Show every line where "component" occurs.

[start DATA RECORDS]

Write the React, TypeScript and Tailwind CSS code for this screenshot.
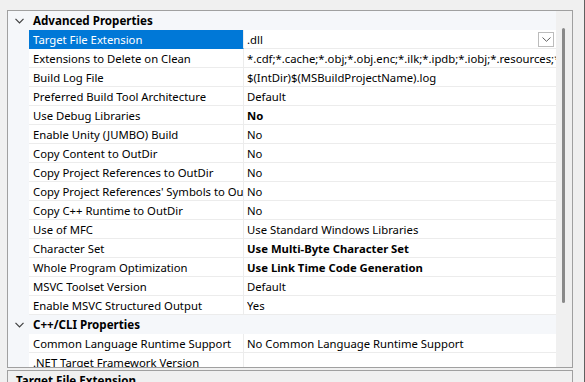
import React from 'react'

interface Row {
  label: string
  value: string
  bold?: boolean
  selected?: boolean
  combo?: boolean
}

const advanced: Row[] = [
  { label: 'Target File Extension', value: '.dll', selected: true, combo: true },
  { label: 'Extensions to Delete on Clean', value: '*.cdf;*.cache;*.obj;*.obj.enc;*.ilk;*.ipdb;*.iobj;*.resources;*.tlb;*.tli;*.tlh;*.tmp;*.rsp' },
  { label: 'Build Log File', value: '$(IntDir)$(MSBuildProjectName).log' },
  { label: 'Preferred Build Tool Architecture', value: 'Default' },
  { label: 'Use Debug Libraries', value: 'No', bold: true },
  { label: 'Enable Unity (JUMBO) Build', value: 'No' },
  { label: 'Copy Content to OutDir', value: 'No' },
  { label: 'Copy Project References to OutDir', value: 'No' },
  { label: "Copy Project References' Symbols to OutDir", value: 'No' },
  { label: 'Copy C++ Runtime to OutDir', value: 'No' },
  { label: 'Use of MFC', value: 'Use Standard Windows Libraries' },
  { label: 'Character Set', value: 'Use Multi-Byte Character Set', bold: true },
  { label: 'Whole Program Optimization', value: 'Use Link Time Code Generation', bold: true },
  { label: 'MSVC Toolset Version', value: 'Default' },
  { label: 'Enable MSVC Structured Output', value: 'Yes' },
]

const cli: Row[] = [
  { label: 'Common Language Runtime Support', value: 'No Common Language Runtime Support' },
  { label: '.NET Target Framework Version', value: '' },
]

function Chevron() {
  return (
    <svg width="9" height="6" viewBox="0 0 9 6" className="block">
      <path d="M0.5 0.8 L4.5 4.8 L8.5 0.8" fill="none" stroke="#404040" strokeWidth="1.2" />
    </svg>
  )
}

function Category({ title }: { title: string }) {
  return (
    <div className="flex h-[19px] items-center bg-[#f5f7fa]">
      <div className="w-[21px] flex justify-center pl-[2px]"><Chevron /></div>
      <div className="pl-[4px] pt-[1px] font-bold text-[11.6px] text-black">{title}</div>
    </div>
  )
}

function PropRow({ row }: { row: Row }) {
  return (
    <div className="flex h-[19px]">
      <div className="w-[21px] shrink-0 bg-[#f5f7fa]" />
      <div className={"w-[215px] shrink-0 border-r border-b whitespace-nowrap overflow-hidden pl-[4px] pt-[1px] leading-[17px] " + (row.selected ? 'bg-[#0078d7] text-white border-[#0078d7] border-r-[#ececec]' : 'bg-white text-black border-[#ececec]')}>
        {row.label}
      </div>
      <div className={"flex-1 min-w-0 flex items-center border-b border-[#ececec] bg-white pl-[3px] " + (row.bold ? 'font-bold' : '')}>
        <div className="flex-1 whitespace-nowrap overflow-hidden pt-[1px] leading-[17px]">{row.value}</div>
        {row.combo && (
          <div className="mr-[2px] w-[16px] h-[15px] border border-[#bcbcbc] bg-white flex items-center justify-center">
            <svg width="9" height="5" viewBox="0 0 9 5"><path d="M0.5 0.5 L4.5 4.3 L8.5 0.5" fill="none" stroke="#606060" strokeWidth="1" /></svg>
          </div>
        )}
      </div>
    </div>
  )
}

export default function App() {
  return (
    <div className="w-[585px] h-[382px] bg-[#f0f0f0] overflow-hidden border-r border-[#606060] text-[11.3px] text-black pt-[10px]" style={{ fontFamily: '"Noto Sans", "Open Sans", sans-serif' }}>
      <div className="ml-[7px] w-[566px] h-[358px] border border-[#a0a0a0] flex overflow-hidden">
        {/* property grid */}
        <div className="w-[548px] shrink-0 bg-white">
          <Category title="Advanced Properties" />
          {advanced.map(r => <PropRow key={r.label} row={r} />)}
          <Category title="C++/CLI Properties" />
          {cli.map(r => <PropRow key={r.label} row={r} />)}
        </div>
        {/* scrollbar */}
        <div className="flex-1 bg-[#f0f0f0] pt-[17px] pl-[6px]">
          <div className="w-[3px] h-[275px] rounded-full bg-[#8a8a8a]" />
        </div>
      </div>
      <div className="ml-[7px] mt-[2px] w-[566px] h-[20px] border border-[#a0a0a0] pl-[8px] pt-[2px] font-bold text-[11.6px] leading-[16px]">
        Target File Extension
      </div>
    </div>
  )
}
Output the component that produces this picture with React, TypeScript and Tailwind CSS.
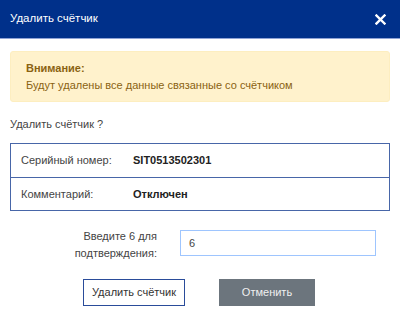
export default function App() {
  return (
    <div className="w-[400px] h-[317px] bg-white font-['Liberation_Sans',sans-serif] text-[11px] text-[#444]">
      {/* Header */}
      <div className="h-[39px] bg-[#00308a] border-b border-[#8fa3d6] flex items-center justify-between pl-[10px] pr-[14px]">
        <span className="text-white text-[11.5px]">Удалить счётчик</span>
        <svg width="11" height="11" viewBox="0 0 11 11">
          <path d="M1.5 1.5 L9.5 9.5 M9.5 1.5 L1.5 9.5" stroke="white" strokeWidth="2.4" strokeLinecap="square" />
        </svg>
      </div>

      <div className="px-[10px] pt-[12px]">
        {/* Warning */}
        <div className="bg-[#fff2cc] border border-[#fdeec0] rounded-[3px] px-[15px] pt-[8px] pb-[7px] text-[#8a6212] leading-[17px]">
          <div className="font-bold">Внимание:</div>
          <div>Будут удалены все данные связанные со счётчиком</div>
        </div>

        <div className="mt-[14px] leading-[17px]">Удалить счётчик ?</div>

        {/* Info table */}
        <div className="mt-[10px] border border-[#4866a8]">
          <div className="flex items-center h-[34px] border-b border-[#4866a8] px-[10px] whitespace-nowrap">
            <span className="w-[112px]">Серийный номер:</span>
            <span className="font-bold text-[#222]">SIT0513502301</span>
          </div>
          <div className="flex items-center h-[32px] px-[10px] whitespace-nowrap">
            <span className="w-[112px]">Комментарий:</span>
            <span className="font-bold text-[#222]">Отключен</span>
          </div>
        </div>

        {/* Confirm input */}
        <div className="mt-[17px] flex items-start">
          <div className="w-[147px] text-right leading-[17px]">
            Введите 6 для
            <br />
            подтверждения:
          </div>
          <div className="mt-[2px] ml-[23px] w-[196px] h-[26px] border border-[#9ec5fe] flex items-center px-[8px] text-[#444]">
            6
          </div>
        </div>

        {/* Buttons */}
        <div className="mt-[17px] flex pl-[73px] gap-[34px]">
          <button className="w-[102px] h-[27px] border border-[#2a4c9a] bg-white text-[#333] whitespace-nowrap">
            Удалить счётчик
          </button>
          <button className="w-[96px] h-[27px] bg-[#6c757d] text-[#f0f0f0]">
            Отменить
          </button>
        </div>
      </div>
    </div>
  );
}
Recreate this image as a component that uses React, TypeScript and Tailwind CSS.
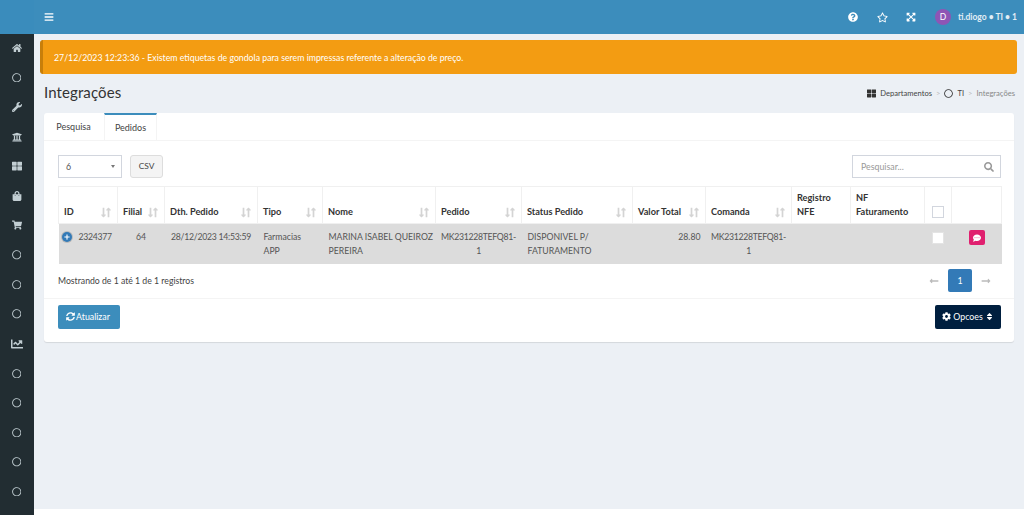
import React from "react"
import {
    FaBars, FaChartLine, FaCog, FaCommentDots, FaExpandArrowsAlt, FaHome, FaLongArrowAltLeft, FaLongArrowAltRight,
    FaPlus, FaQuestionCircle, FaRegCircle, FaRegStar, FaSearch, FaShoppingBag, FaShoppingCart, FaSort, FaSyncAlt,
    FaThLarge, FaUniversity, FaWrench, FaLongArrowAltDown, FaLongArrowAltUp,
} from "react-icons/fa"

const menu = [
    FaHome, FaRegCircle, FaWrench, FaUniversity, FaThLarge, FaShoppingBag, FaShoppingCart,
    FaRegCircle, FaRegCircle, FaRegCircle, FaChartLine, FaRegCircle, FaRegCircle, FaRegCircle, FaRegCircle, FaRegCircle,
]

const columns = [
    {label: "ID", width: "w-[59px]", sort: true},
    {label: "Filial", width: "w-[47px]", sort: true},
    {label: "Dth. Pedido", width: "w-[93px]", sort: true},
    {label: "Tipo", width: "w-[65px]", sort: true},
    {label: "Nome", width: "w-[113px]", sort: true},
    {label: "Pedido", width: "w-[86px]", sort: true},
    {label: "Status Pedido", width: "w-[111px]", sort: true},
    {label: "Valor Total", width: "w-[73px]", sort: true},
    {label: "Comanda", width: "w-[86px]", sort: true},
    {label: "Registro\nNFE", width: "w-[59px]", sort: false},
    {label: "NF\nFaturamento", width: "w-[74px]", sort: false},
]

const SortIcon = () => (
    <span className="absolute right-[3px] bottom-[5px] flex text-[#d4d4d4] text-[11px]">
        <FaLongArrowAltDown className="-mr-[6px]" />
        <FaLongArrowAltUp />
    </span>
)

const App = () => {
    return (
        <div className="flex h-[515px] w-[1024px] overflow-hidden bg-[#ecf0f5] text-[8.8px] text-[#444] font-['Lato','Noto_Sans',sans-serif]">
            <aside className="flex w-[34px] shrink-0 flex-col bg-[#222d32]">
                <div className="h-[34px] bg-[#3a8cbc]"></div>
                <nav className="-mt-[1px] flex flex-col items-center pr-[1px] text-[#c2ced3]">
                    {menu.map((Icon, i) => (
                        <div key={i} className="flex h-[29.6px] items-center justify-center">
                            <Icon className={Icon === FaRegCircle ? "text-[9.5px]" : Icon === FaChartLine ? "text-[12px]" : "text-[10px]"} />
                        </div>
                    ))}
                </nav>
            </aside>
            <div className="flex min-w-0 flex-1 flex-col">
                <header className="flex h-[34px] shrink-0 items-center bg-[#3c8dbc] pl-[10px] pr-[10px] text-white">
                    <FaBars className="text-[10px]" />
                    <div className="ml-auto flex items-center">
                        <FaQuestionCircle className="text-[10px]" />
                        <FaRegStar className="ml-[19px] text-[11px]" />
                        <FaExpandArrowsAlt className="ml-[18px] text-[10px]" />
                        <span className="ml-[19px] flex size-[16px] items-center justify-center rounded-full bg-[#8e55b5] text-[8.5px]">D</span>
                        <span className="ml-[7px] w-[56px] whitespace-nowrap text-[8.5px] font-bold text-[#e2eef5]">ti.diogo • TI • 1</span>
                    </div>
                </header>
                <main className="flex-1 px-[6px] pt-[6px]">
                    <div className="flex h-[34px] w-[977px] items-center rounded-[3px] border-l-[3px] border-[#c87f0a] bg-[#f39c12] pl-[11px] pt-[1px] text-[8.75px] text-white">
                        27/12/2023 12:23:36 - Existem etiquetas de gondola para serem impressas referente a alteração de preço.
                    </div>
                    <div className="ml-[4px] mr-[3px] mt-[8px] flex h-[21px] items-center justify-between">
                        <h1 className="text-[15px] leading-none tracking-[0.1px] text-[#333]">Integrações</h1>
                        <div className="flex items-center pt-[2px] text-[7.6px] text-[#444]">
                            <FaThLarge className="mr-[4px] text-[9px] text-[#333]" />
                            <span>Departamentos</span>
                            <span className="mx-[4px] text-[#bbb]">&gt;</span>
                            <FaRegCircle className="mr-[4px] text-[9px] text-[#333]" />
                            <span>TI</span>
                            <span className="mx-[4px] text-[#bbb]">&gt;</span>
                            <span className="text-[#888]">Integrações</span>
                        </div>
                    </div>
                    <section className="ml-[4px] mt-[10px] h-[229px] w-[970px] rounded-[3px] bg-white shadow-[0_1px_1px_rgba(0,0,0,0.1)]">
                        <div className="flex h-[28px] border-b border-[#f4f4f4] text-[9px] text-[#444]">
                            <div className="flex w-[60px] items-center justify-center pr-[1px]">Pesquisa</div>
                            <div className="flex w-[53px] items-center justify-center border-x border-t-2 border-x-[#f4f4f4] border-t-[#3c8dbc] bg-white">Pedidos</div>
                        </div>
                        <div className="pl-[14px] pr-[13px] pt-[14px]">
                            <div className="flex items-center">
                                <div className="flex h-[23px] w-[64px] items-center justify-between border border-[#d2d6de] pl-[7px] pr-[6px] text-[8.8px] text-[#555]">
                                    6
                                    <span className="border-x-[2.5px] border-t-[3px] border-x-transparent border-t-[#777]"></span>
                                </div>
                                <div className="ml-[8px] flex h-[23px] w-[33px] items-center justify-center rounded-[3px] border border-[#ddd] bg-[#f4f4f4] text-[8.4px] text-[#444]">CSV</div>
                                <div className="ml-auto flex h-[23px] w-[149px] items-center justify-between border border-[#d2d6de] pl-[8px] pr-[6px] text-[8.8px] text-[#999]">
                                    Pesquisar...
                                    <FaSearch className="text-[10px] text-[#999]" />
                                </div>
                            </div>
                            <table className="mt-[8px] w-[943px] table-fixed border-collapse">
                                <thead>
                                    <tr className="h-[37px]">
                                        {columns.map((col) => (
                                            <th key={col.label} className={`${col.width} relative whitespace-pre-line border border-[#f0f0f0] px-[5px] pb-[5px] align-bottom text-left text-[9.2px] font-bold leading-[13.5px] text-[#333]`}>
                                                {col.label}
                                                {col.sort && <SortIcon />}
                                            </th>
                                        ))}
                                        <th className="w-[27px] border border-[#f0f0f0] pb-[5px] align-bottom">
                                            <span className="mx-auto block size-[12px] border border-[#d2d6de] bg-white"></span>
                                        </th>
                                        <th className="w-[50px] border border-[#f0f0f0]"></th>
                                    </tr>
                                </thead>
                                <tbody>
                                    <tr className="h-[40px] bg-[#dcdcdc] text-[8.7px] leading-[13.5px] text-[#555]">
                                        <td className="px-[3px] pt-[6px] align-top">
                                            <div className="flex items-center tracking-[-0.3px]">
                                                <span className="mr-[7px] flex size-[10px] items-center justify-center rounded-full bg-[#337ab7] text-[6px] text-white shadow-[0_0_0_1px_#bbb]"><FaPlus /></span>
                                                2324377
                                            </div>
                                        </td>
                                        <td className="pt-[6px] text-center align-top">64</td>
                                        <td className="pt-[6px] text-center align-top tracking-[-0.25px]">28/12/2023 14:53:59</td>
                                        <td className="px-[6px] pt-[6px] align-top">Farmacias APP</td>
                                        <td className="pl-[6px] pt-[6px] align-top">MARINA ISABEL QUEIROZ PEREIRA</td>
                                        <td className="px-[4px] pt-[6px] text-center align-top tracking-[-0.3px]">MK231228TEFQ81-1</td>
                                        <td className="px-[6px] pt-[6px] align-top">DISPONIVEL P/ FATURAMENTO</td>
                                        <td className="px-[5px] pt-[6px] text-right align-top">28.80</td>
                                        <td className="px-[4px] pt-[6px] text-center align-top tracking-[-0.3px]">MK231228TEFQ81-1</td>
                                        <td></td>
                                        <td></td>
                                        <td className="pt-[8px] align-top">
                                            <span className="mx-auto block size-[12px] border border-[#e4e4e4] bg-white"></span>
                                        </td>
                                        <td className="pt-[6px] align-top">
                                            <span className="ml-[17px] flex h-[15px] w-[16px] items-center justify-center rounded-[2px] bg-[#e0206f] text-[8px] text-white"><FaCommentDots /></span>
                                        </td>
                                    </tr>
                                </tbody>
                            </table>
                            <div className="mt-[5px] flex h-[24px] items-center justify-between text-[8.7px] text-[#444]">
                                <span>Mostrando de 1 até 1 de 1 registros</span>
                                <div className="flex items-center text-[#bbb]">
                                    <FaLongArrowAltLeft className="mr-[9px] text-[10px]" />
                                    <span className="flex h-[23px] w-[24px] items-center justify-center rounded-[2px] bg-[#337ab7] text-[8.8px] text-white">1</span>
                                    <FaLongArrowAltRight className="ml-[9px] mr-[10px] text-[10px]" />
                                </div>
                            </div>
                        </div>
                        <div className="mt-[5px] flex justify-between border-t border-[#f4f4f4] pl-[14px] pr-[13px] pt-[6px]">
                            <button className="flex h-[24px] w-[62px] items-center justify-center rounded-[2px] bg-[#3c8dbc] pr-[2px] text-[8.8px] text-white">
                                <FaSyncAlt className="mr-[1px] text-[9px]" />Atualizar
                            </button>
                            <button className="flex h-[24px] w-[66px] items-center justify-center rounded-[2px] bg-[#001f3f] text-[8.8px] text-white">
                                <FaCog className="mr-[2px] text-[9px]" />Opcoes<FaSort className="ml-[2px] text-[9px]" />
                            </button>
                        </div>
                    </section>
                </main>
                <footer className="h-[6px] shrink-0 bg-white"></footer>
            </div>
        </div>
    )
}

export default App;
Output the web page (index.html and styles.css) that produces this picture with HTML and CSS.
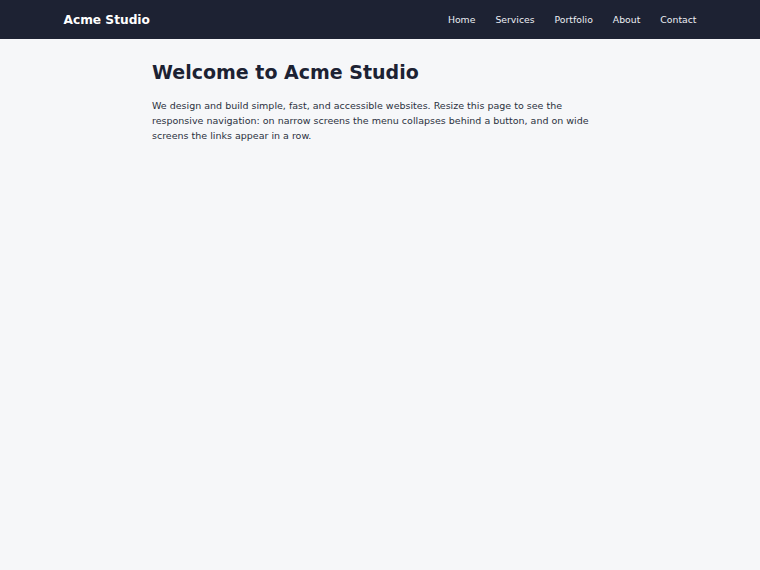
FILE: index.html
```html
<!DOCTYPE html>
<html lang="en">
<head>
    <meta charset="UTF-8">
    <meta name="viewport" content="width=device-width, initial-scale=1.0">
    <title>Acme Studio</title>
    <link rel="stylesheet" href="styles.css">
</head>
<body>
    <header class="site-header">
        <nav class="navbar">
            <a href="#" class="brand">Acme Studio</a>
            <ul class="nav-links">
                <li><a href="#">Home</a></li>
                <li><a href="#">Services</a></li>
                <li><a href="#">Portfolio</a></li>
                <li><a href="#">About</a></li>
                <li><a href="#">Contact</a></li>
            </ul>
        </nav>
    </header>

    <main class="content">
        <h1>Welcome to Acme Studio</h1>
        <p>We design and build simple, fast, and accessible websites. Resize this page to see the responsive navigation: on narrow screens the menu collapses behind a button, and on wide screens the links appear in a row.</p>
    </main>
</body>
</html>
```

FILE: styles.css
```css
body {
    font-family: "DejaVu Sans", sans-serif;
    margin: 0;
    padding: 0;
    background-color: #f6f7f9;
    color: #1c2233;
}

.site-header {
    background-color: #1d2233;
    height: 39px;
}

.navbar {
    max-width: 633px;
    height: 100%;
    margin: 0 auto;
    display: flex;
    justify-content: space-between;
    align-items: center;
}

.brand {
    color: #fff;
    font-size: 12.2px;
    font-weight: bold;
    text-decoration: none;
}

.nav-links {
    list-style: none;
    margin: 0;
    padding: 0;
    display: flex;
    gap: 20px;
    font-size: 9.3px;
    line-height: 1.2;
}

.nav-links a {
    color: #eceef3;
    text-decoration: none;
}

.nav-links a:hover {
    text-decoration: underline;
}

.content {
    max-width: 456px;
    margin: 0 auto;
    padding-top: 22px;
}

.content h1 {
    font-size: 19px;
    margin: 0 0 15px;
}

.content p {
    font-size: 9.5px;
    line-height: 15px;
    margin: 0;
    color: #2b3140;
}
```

[end DATA RECORDS]

RESPONSE TO THE EXERCISE –
Output the component that produces this picture with React, TypeScript and Tailwind CSS.
Recreate this image as a component that uses React, TypeScript and Tailwind CSS.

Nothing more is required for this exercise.